Why Bankroll Management Is the Most Important Skill in Betting
You can be the sharpest analyst in the room, identify genuine value bets regularly, and still go broke — if you stake recklessly. Bankroll management is the discipline of controlling how much you bet relative to your total funds. It protects you from ruin during losing streaks and ensures you stay in the game long enough for your edge to play out.
Most recreational bettors treat their betting money as disposable and bet based on emotion. Approaching it systematically is what separates sustainable bettors from those who exhaust their funds within weeks.
Step 1: Establish a Dedicated Betting Bankroll
Your betting bankroll should be money you can afford to lose entirely without affecting your daily life, bills, or savings. This is not negotiable. Never bet with money earmarked for rent, food, or essential expenses.
Once you've set your bankroll, treat it as a separate fund — ideally held in a dedicated account. This makes it easier to track performance and stick to limits.
Step 2: Define Your Unit Size
A unit is your standard bet size, expressed as a percentage of your total bankroll. This is the cornerstone of any sensible staking system.

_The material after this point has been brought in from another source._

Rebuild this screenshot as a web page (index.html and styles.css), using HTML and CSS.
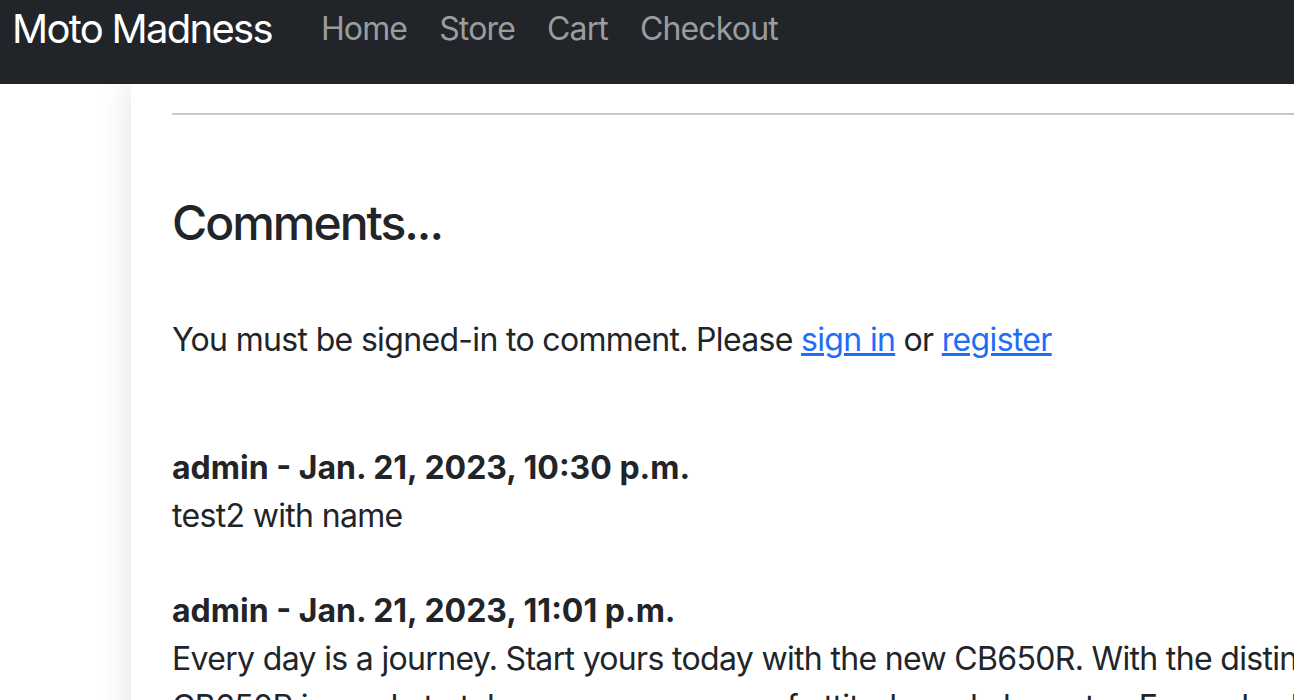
FILE: index.html
```html
<!DOCTYPE html>
<html lang="en">
<head>
<meta charset="utf-8">
<title>Moto Madness</title>
<link rel="stylesheet" href="styles.css">
</head>
<body>
<nav class="navbar">
  <a class="brand" href="#">Moto Madness</a>
  <ul class="nav-links">
    <li><a href="#">Home</a></li>
    <li><a href="#">Store</a></li>
    <li><a href="#">Cart</a></li>
    <li><a href="#">Checkout</a></li>
  </ul>
</nav>
<div class="page">
  <main class="card">
    <hr class="divider">
    <h3 class="comments-title">Comments...</h3>
    <p class="signin-note">You must be signed-in to comment. Please <a href="#">sign in</a> or <a href="#">register</a></p>
    <div class="comment-list">
      <div class="comment">
        <div class="comment-meta">admin - Jan. 21, 2023, 10:30 p.m.</div>
        <div class="comment-body">test2 with name</div>
      </div>
      <div class="comment">
        <div class="comment-meta">admin - Jan. 21, 2023, 11:01 p.m.</div>
        <div class="comment-body">Every day is a journey. Start yours today with the new CB650R. With the distinctive styling of the new<br>CB650R is ready to take on every corner of attitude and character. Every day begins with an open road.</div>
      </div>
    </div>
  </main>
</div>
</body>
</html>
```
FILE: styles.css
```css
html, body {
  margin: 0;
  padding: 0;
  background: #fff;
  overflow: hidden;
}
body {
  font-family: Inter, "Liberation Sans", sans-serif;
  font-size: 32px;
  line-height: 48px;
  color: #212529;
  width: 1294px;
  height: 700px;
}
.navbar {
  height: 84px;
  background: #212529;
  display: flex;
  align-items: flex-start;
  padding: 0 0 0 12px;
  box-sizing: border-box;
}
.brand {
  color: #fff;
  font-size: 40px;
  line-height: 58px;
  text-decoration: none;
  margin-right: 33px;
  letter-spacing: -1.7px;
}
.nav-links {
  display: flex;
  list-style: none;
  margin: 0;
  padding: 0;
}
.nav-links a {
  display: block;
  padding: 0 16px;
  color: #9a9c9e;
  text-decoration: none;
  font-size: 32px;
  line-height: 58px;
  letter-spacing: -0.85px;
}
.page {
  height: 616px;
  overflow: hidden;
}
.card {
  margin-left: 131px;
  width: 1400px;
  height: 700px;
  padding: 29px 0 0 41px;
  background: #fff;
  box-shadow: 0 0 32px rgba(0, 0, 0, 0.12);
  box-sizing: border-box;
}
.divider {
  border: 0;
  border-top: 2px solid #c8c9ca;
  margin: 0;
}
.comments-title {
  font-size: 48px;
  font-weight: 500;
  line-height: 58px;
  letter-spacing: -2px;
  margin: 79px 0 0;
}
.signin-note {
  margin: 64px 0 0;
  letter-spacing: -0.67px;
}
.signin-note a {
  color: #1f6ef8;
}
.comment-list {
  margin-top: 80px;
  display: flex;
  flex-direction: column;
  gap: 47px;
}
.comment-meta {
  font-weight: 700;
}
.comment-body {
  white-space: nowrap;
  letter-spacing: -0.67px;
}
```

- Recommended unit size: 1–2% of your total bankroll
- Example: $1,000 bankroll → 1 unit = $10–$20
- Never exceed 5% of your bankroll on a single bet, regardless of confidence level
Using a unit system means your stakes automatically scale up as you win and scale down as you lose, protecting your bankroll during downturns.
Common Staking Methods Compared
| Method | Description | Risk Level | Best For |
|---|---|---|---|
| Flat Staking | Bet the same unit every time | Low | Beginners, tracking performance |
| Kelly Criterion | Stake proportional to edge | Medium | Experienced value bettors |
| Percentage Staking | Fixed % of current bankroll | Low–Medium | Growing or shrinking bankrolls |
| Martingale | Double stake after every loss | Extreme | Not recommended — leads to ruin |
The Kelly Criterion: Advanced Staking Explained
The Kelly Criterion is a mathematically derived formula for sizing bets based on your estimated edge. It maximises long-term bankroll growth while avoiding over-betting.
Kelly Formula: f* = (bp − q) ÷ b
- b = decimal odds − 1 (net profit per unit staked)
- p = your estimated probability of winning
- q = probability of losing (1 − p)
- f* = fraction of bankroll to stake
Most professionals use a fractional Kelly approach — betting a fraction (e.g., 25–50%) of the full Kelly amount to reduce variance while still benefiting from the formula's logic.
Setting Win and Loss Limits
Responsible bankroll management includes knowing when to stop — both when you're winning and when you're losing.
Daily/Session Loss Limits
- Set a maximum loss per session (e.g., 10 units or 10% of bankroll)
- When you hit this limit, stop — regardless of how confident you feel
- Chasing losses is where most bankrolls collapse
Profit Targets
- Consider setting a session target to lock in profits and avoid giving them back
- Over the long term, reinvest a portion of winnings to grow your bankroll; withdraw the rest
Warning Signs of Poor Bankroll Management
- Increasing bet sizes after a loss to "get even"
- Placing more bets than usual when on a winning streak
- Betting money you can't afford to lose
- Placing large bets on impulse or emotional attachment to a team
- No record of your bets, stakes, or running profit/loss
The Bottom Line
Even a modest betting edge is only realised when you survive long enough for the probabilities to play out. Bankroll management is what keeps you in the game. Start with flat stakes, track everything, and only graduate to more complex systems once you have real data on your own performance.